Speaking to delegates in Brighton, the Shadow Chancellor stood by commitments made in the 2017 manifesto and called on the Chancellor to address “unsustainable” levels of student debt.

“The Tories have tripled tuition fees and allowed the Student Lonas Company to hike up interest rates. Young people are now leaving university with £57,000 worth of debt”, said the MP for Hayes and Harlington.

“Education is a gift from one generation to another - not a commodity to be sold.”

The Shadow Chancellor also signalled his support for writing off all outstanding student debt - an issue which has caused some difficulty for the Labour Party.

Corbyn greeted by his chant at Labour conference

In July, Jeremy Corbyn was forced to deny he had broken a promise to write off all outstanding student loans, after saying he would “deal with” the debt burden on the Andrew Marr Show.

Speaking to conference on Monday, Mr McDonnell cited research produced by the Institute of Fiscal Studies, which found that the cost of writing off the debt was significantly cheaper than previously thought.

The IFS calculated that immediately scrapping the debt would add £20bn to government debt, but that delaying the decision until the end of the current parliament in 2022 would add £60bn.

Initially, it was believed the cost of writing of student debt would be around £100bn. However, the IFS said this figure was overstating the real cost, because a large portion of student is never repaid, meaning the government already effectively "writes off" some of this debt.

The Chancellor Philip Hammond is currently considering reducing interest rates on student loans and raising the threshold at which students begin repaying. The Shadow Chancellor said he would support these changes, but that they would “not go nearly far enough” in terms of tackling the debt burden.

It has also been reported that the Autumn Budget will contain measures to reduce maximum annual fees from their current level of £9,250 to £7,500.

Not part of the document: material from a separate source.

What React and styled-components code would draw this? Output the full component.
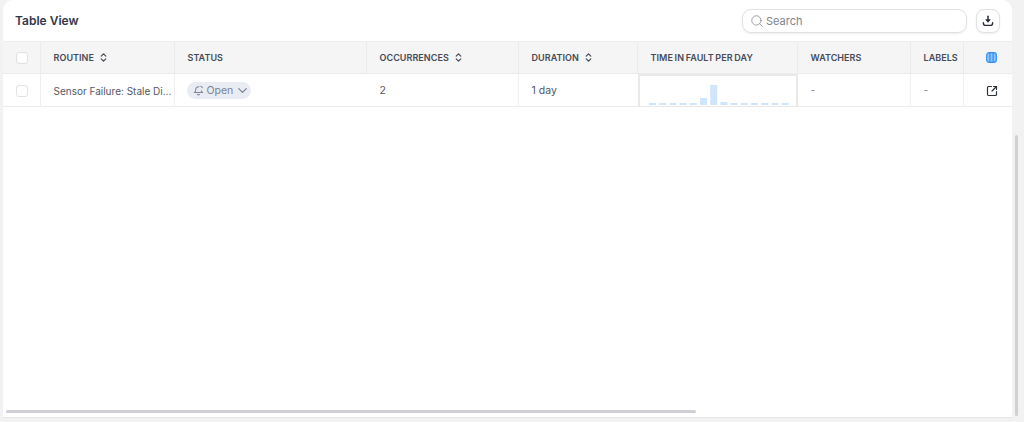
import React from 'react';
import styled, { createGlobalStyle } from 'styled-components';
import { ChevronDown, ChevronsUpDown, Search, SquareArrowOutUpRight } from 'lucide-react';

const GlobalStyle = createGlobalStyle`
  html, body {
    margin: 0;
    height: 100%;
    overflow: hidden;
    background: #f2f2f3;
    font-family: Inter, "Liberation Sans", sans-serif;
  }
  #root {
    height: 100%;
  }
`;

const Page = styled.div`
  position: relative;
  box-sizing: border-box;
  height: 422px;
  padding: 0 12px 4px 3px;
`;

const Card = styled.section`
  height: 100%;
  background: #fff;
  border-radius: 10px 10px 0 0;
  border-bottom: 1px solid #e6e6e8;
  box-sizing: border-box;
`;

const Toolbar = styled.header`
  display: flex;
  align-items: center;
  height: 41px;
  padding: 0 12px;
`;

const Title = styled.h3`
  flex: 1;
  margin: 0;
  font-size: 12px;
  font-weight: 600;
  color: #33374a;
`;

const SearchBox = styled.label`
  display: flex;
  align-items: center;
  gap: 2px;
  box-sizing: border-box;
  width: 225px;
  height: 24px;
  padding: 0 7px;
  border: 1px solid #e0e1e5;
  border-radius: 9px;
  box-shadow: 0 1px 2px rgba(30, 30, 50, 0.08);
  color: #6d717c;
`;

const SearchInput = styled.input`
  flex: 1;
  min-width: 0;
  border: none;
  outline: none;
  padding: 0;
  background: transparent;
  font: 400 11px Inter, "Liberation Sans", sans-serif;
  &::placeholder {
    color: #80838d;
    opacity: 1;
  }
`;

const IconButton = styled.button`
  display: flex;
  align-items: center;
  justify-content: center;
  box-sizing: border-box;
  width: 24px;
  height: 24px;
  margin-left: 9px;
  padding: 0;
  background: #fff;
  border: 1px solid #e0e1e5;
  border-radius: 8px;
  box-shadow: 0 1px 2px rgba(30, 30, 50, 0.08);
  color: #2b2f3a;
`;

const columns = '38px 134px 192px 152px 119px 160px 113px 53px 48px';

const Row = styled.div`
  display: grid;
  grid-template-columns: ${columns};
  height: 33px;
  border-bottom: 1px solid #ebebed;
  box-sizing: border-box;
`;

const HeaderRow = styled(Row)`
  background: #f5f5f6;
  border-top: 1px solid #ededef;
`;

const HeadCell = styled.div`
  display: flex;
  align-items: center;
  gap: 4px;
  min-width: 0;
  padding-left: ${(p) => (p.$tail ? 8 : p.$box ? 0 : 12.5)}px;
  justify-content: ${(p) => (p.$tail || p.$box ? 'center' : 'flex-start')};
  border-right: 1px solid ${(p) => (p.$tail ? 'transparent' : '#ebebed')};
  font-size: 9px;
  font-weight: 600;
  letter-spacing: 0.05px;
  word-spacing: -0.6px;
  white-space: nowrap;
  color: #464a56;
`;

const Cell = styled.div`
  display: flex;
  align-items: center;
  min-width: 0;
  padding-left: ${(p) => (p.$tail ? 8 : p.$box ? 0 : 12.5)}px;
  justify-content: ${(p) => (p.$tail || p.$box ? 'center' : 'flex-start')};
  border-right: 1px solid ${(p) => (p.$noLine || p.$tail ? 'transparent' : '#efeff1')};
  font-size: 10.5px;
  color: ${(p) => (p.$dim ? '#8c8f98' : '#54575f')};
  white-space: nowrap;
`;

const ChartCell = styled.div`
  display: flex;
  align-items: flex-end;
  box-sizing: border-box;
  height: 33px;
  padding: 0 0 1px 9px;
  border: 2px solid #e9e9eb;
  border-bottom-width: 1px;
`;

const Checkbox = styled.span`
  box-sizing: border-box;
  width: 12px;
  height: 12px;
  background: #fff;
  border: 1px solid #e0e1e4;
  border-radius: 3px;
`;

const RoutineName = styled.span`
  font-size: 10px;
`;

const StatusPill = styled.span`
  display: inline-flex;
  align-items: center;
  gap: 3px;
  height: 17px;
  padding: 0 1px 0 6px;
  margin-left: -1px;
  background: #e9ecf2;
  border-radius: 9px;
  font-size: 10.5px;
  color: #7b8395;
`;

const PillChevron = styled(ChevronDown)`
  margin-left: -1px;
`;

const Scrollbar = styled.div`
  position: absolute;
  background: #cfcfd5;
  border-radius: 2px;
`;

const HorizontalBar = styled(Scrollbar)`
  left: 6px;
  top: 410px;
  width: 690px;
  height: 3px;
`;

const VerticalBar = styled(Scrollbar)`
  left: 1015px;
  top: 135px;
  width: 3px;
  height: 281px;
`;

const SortIcon = () => <ChevronsUpDown size={11} strokeWidth={2.6} color="#464a56" />;

const DownloadIcon = () => (
  <svg width="12" height="12" viewBox="0 0 12 12" fill="none">
    <path d="M6 1.2v5.2" stroke="currentColor" strokeWidth="1.5" strokeLinecap="round" />
    <path d="M3.7 4.7 6 7.2l2.3-2.5z" fill="currentColor" stroke="currentColor" strokeWidth="0.8" strokeLinejoin="round" />
    <path d="M1.4 7.6v.6c0 1.4.9 2.2 2.2 2.2h4.8c1.3 0 2.2-.8 2.2-2.2v-.6" stroke="currentColor" strokeWidth="1.4" strokeLinecap="round" />
  </svg>
);

const ColumnsIcon = () => (
  <svg width="11" height="11" viewBox="0 0 11 11" fill="none">
    <rect x="0.7" y="0.7" width="9.6" height="9.6" rx="2.4" fill="#8fc4fb" stroke="#2f8ff2" strokeWidth="1.2" />
    <path d="M3.9 1v9M7.1 1v9" stroke="#2f8ff2" strokeWidth="1.2" />
  </svg>
);

const BellIcon = () => (
  <svg width="11" height="11" viewBox="0 0 12 12" fill="none" stroke="#7b8395" strokeWidth="1.1" strokeLinecap="round">
    <path d="M6.600 1.900C4.700 1.500 3 2.900 3 4.800c0 2.200-.9 3-1.300 3.500h8.600c-.5-.5-1-1.100-1.200-2.100" />
    <path d="M4.900 10.300c.5.500 1.700.500 2.200 0" />
    <path d="M8.600 1.300c.7.300 1.300.9 1.600 1.700" />
  </svg>
);

const faultDays = [1, 1, 1, 1, 1, 6, 19, 2, 1, 1, 1, 1, 1, 1];

const FaultChart = () => (
  <svg width="146" height="20" viewBox="0 0 146 20">
    {faultDays.map((h, i) => (
      <rect key={i} x={i * 10.2} y={20 - h - 1} width="7" height={h + 1} fill="#cfe5fb" />
    ))}
  </svg>
);

export default function App() {
  return (
    <Page>
      <GlobalStyle />
      <Card>
        <Toolbar>
          <Title>Table View</Title>
          <SearchBox>
            <Search size={14} strokeWidth={1.1} />
            <SearchInput placeholder="Search" />
          </SearchBox>
          <IconButton aria-label="Download">
            <DownloadIcon />
          </IconButton>
        </Toolbar>
        <HeaderRow>
          <HeadCell $box><Checkbox /></HeadCell>
          <HeadCell>ROUTINE <SortIcon /></HeadCell>
          <HeadCell>STATUS</HeadCell>
          <HeadCell>OCCURRENCES <SortIcon /></HeadCell>
          <HeadCell>DURATION <SortIcon /></HeadCell>
          <HeadCell>TIME IN FAULT PER DAY</HeadCell>
          <HeadCell>WATCHERS</HeadCell>
          <HeadCell>LABELS</HeadCell>
          <HeadCell $tail><ColumnsIcon /></HeadCell>
        </HeaderRow>
        <Row>
          <Cell $box><Checkbox /></Cell>
          <Cell><RoutineName>Sensor Failure: Stale Di...</RoutineName></Cell>
          <Cell $noLine>
            <StatusPill>
              <BellIcon />
              Open
              <PillChevron size={15} strokeWidth={2} />
            </StatusPill>
          </Cell>
          <Cell>2</Cell>
          <Cell $noLine>1 day</Cell>
          <ChartCell><FaultChart /></ChartCell>
          <Cell $dim>-</Cell>
          <Cell $dim>-</Cell>
          <Cell $tail>
            <SquareArrowOutUpRight size={12} strokeWidth={2.3} color="#2b2f3a" />
          </Cell>
        </Row>
      </Card>
      <HorizontalBar />
      <VerticalBar />
    </Page>
  );
}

Reacting to the speech, NUS Vice President Amatey Doku said: “Consecutive governments have been loading increasingly unsustainable levels of debt onto students. Today’s students will leave university with around £50,000 of debt.

"We are pleased that there is an appetite for undoing some of the recent damaging education funding reforms, but we need to be clear: cutting interest rates will not solve the problem.

"Students will still leave university with debt they can never repay, low and middle earners will still pay more with every batch of new graduates and the poorest students will still suffer the most. Only a full review of education funding can begin to undo the damage.”